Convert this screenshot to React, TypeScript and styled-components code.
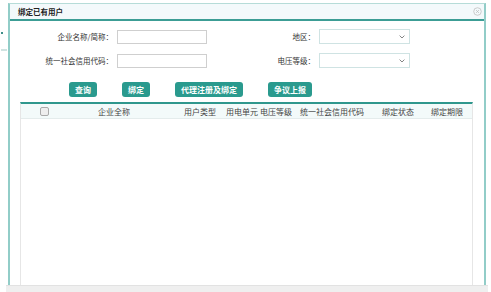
import React from 'react'
import styled, { createGlobalStyle } from 'styled-components'

const GlobalStyle = createGlobalStyle`
  html, body {
    margin: 0;
    padding: 0;
    background: #ffffff;
  }
  body {
    font-family: "Noto Sans CJK SC", "Noto Sans", sans-serif;
    color: #333;
  }
`

const teal = '#2a9a8e'

const Page = styled.div`
  width: 491px;
  height: 292px;
  overflow: hidden;
  display: flex;
  flex-direction: row;
  background: #fff;
`

const LeftStrip = styled.div`
  width: 8px;
  display: flex;
  flex-direction: column;
  align-items: flex-start;
  padding-top: 32px;
  gap: 15px;
`

const Mark = styled.span<{ $w: number; $light?: boolean }>`
  display: block;
  width: ${p => p.$w}px;
  height: 2px;
  margin-left: 1px;
  background: ${p => (p.$light ? '#cfe3e1' : '#3f8f89')};
`

const Column = styled.div`
  display: flex;
  flex-direction: column;
  padding-top: 3px;
`

const Dialog = styled.div`
  width: 478px;
  height: 283px;
  border-left: 2px solid #92cdc8;
  border-right: 2px solid #92cdc8;
  border-top: 1px solid #b6dcd8;
  box-sizing: border-box;
  background: #fff;
  display: flex;
  flex-direction: column;
`

const Header = styled.div`
  height: 15px;
  background: #f3f9fb;
  border-bottom: 2px solid #3c9d95;
  display: flex;
  align-items: center;
  justify-content: space-between;
  padding: 0 2px 0 8px;
`

const Title = styled.span`
  font-size: 7.5px;
  font-weight: bold;
  color: #222;
`

const Close = styled.svg`
  width: 9px;
  height: 9px;
`

const FormGrid = styled.div`
  display: grid;
  grid-template-columns: 103px 90px 104px 91px;
  column-gap: 4px;
  row-gap: 9px;
  padding-top: 8px;
  align-items: center;
`

const Label = styled.label`
  font-size: 7.5px;
  text-align: right;
  color: #333;
  white-space: nowrap;
`

const Input = styled.div`
  height: 14px;
  border: 1px solid #cfcfcf;
  box-sizing: border-box;
  background: #fff;
`

const Select = styled.div`
  height: 15px;
  border: 1px solid #cfe3e3;
  box-sizing: border-box;
  background: #fff;
  display: flex;
  align-items: center;
  justify-content: flex-end;
  padding-right: 4px;
`

const ButtonRow = styled.div`
  display: flex;
  gap: 25px;
  padding-left: 59px;
  margin-top: 14px;
`

const Button = styled.button`
  height: 15px;
  padding: 0 6px;
  border: none;
  border-radius: 3px;
  background: ${teal};
  color: #fff;
  font-family: inherit;
  font-size: 8px;
  font-weight: bold;
  line-height: 15px;
  white-space: nowrap;
`

const Table = styled.div`
  margin: 5px 11px 0 10px;
  flex: 1;
  border-top: 2px solid #2f978d;
  border-left: 1px solid #e6e6e6;
  border-right: 1px solid #e6e6e6;
  display: flex;
  flex-direction: column;
`

const HeadRow = styled.div`
  display: grid;
  grid-template-columns: 46px 117px 42px 34px 40px 82px 49px 44px;
  height: 14px;
  background: #f3fafa;
  border-bottom: 1px solid #e4ecec;
  align-items: center;
`

const Th = styled.div<{ $pad?: number }>`
  font-size: 8px;
  color: #444;
  white-space: nowrap;
  padding-left: ${p => p.$pad ?? 0}px;
  display: flex;
  align-items: center;
`

const CheckCell = styled.div`
  display: flex;
  justify-content: center;
`

const Check = styled.span`
  width: 7px;
  height: 7px;
  border: 1px solid #aaa;
  border-radius: 2px;
  background: #eee;
`

const Footer = styled.div`
  margin-left: -2px;
  width: 482px;
  height: 6px;
  background: #efefef;
  border-top: 1px solid #e2e2e2;
`

const Chevron = () => (
  <svg width="6" height="4" viewBox="0 0 6 4">
    <path d="M0.6 0.6 L3 3 L5.4 0.6" fill="none" stroke="#777" strokeWidth="0.9" />
  </svg>
)

const columns = [
  { text: '企业全称', pad: 31 },
  { text: '用户类型' },
  { text: '用电单元' },
  { text: '电压等级' },
  { text: '统一社会信用代码' },
  { text: '绑定状态' },
  { text: '绑定期限' },
]

export default function App() {
  return (
    <Page>
      <GlobalStyle />
      <LeftStrip>
        <Mark $w={2} />
        <Mark $w={6} $light />
      </LeftStrip>
      <Column>
        <Dialog>
          <Header>
            <Title>绑定已有用户</Title>
            <Close viewBox="0 0 10 10">
              <circle cx="5" cy="5" r="4.2" fill="none" stroke="#bbb" strokeWidth="0.8" />
              <path d="M3.4 3.4 L6.6 6.6 M6.6 3.4 L3.4 6.6" stroke="#bbb" strokeWidth="0.8" />
            </Close>
          </Header>
          <FormGrid>
            <Label>企业名称/简称：</Label>
            <Input />
            <Label>地区：</Label>
            <Select><Chevron /></Select>
            <Label>统一社会信用代码：</Label>
            <Input />
            <Label>电压等级：</Label>
            <Select><Chevron /></Select>
          </FormGrid>
          <ButtonRow>
            <Button>查询</Button>
            <Button>绑定</Button>
            <Button>代理注册及绑定</Button>
            <Button>争议上报</Button>
          </ButtonRow>
          <Table>
            <HeadRow>
              <CheckCell><Check /></CheckCell>
              {columns.map(c => (
                <Th key={c.text} $pad={c.pad}>{c.text}</Th>
              ))}
            </HeadRow>
          </Table>
        </Dialog>
        <Footer />
      </Column>
    </Page>
  )
}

◇ ◇ ◇

Given problem: Skip the pictures, then retype every line above exactly.

Written solution:
Convert this screenshot to React, TypeScript and styled-components code.
import React from 'react'
import styled, { createGlobalStyle } from 'styled-components'

const GlobalStyle = createGlobalStyle`
  html, body {
    margin: 0;
    padding: 0;
    background: #ffffff;
  }
  body {
    font-family: "Noto Sans CJK SC", "Noto Sans", sans-serif;
    color: #333;
  }
`

const teal = '#2a9a8e'

const Page = styled.div`
  width: 491px;
  height: 292px;
  overflow: hidden;
  display: flex;
  flex-direction: row;
  background: #fff;
`

const LeftStrip = styled.div`
  width: 8px;
  display: flex;
  flex-direction: column;
  align-items: flex-start;
  padding-top: 32px;
  gap: 15px;
`

const Mark = styled.span<{ $w: number; $light?: boolean }>`
  display: block;
  width: ${p => p.$w}px;
  height: 2px;
  margin-left: 1px;
  background: ${p => (p.$light ? '#cfe3e1' : '#3f8f89')};
`

const Column = styled.div`
  display: flex;
  flex-direction: column;
  padding-top: 3px;
`

const Dialog = styled.div`
  width: 478px;
  height: 283px;
  border-left: 2px solid #92cdc8;
  border-right: 2px solid #92cdc8;
  border-top: 1px solid #b6dcd8;
  box-sizing: border-box;
  background: #fff;
  display: flex;
  flex-direction: column;
`

const Header = styled.div`
  height: 15px;
  background: #f3f9fb;
  border-bottom: 2px solid #3c9d95;
  display: flex;
  align-items: center;
  justify-content: space-between;
  padding: 0 2px 0 8px;
`

const Title = styled.span`
  font-size: 7.5px;
  font-weight: bold;
  color: #222;
`

const Close = styled.svg`
  width: 9px;
  height: 9px;
`

const FormGrid = styled.div`
  display: grid;
  grid-template-columns: 103px 90px 104px 91px;
  column-gap: 4px;
  row-gap: 9px;
  padding-top: 8px;
  align-items: center;
`

const Label = styled.label`
  font-size: 7.5px;
  text-align: right;
  color: #333;
  white-space: nowrap;
`

const Input = styled.div`
  height: 14px;
  border: 1px solid #cfcfcf;
  box-sizing: border-box;
  background: #fff;
`

const Select = styled.div`
  height: 15px;
  border: 1px solid #cfe3e3;
  box-sizing: border-box;
  background: #fff;
  display: flex;
  align-items: center;
  justify-content: flex-end;
  padding-right: 4px;
`

const ButtonRow = styled.div`
  display: flex;
  gap: 25px;
  padding-left: 59px;
  margin-top: 14px;
`

const Button = styled.button`
  height: 15px;
  padding: 0 6px;
  border: none;
  border-radius: 3px;
  background: ${teal};
  color: #fff;
  font-family: inherit;
  font-size: 8px;
  font-weight: bold;
  line-height: 15px;
  white-space: nowrap;
`

const Table = styled.div`
  margin: 5px 11px 0 10px;
  flex: 1;
  border-top: 2px solid #2f978d;
  border-left: 1px solid #e6e6e6;
  border-right: 1px solid #e6e6e6;
  display: flex;
  flex-direction: column;
`

const HeadRow = styled.div`
  display: grid;
  grid-template-columns: 46px 117px 42px 34px 40px 82px 49px 44px;
  height: 14px;
  background: #f3fafa;
  border-bottom: 1px solid #e4ecec;
  align-items: center;
`

const Th = styled.div<{ $pad?: number }>`
  font-size: 8px;
  color: #444;
  white-space: nowrap;
  padding-left: ${p => p.$pad ?? 0}px;
  display: flex;
  align-items: center;
`

const CheckCell = styled.div`
  display: flex;
  justify-content: center;
`

const Check = styled.span`
  width: 7px;
  height: 7px;
  border: 1px solid #aaa;
  border-radius: 2px;
  background: #eee;
`

const Footer = styled.div`
  margin-left: -2px;
  width: 482px;
  height: 6px;
  background: #efefef;
  border-top: 1px solid #e2e2e2;
`

const Chevron = () => (
  <svg width="6" height="4" viewBox="0 0 6 4">
    <path d="M0.6 0.6 L3 3 L5.4 0.6" fill="none" stroke="#777" strokeWidth="0.9" />
  </svg>
)

const columns = [
  { text: '企业全称', pad: 31 },
  { text: '用户类型' },
  { text: '用电单元' },
  { text: '电压等级' },
  { text: '统一社会信用代码' },
  { text: '绑定状态' },
  { text: '绑定期限' },
]

export default function App() {
  return (
    <Page>
      <GlobalStyle />
      <LeftStrip>
        <Mark $w={2} />
        <Mark $w={6} $light />
      </LeftStrip>
      <Column>
        <Dialog>
          <Header>
            <Title>绑定已有用户</Title>
            <Close viewBox="0 0 10 10">
              <circle cx="5" cy="5" r="4.2" fill="none" stroke="#bbb" strokeWidth="0.8" />
              <path d="M3.4 3.4 L6.6 6.6 M6.6 3.4 L3.4 6.6" stroke="#bbb" strokeWidth="0.8" />
            </Close>
          </Header>
          <FormGrid>
            <Label>企业名称/简称：</Label>
            <Input />
            <Label>地区：</Label>
            <Select><Chevron /></Select>
            <Label>统一社会信用代码：</Label>
            <Input />
            <Label>电压等级：</Label>
            <Select><Chevron /></Select>
          </FormGrid>
          <ButtonRow>
            <Button>查询</Button>
            <Button>绑定</Button>
            <Button>代理注册及绑定</Button>
            <Button>争议上报</Button>
          </ButtonRow>
          <Table>
            <HeadRow>
              <CheckCell><Check /></CheckCell>
              {columns.map(c => (
                <Th key={c.text} $pad={c.pad}>{c.text}</Th>
              ))}
            </HeadRow>
          </Table>
        </Dialog>
        <Footer />
      </Column>
    </Page>
  )
}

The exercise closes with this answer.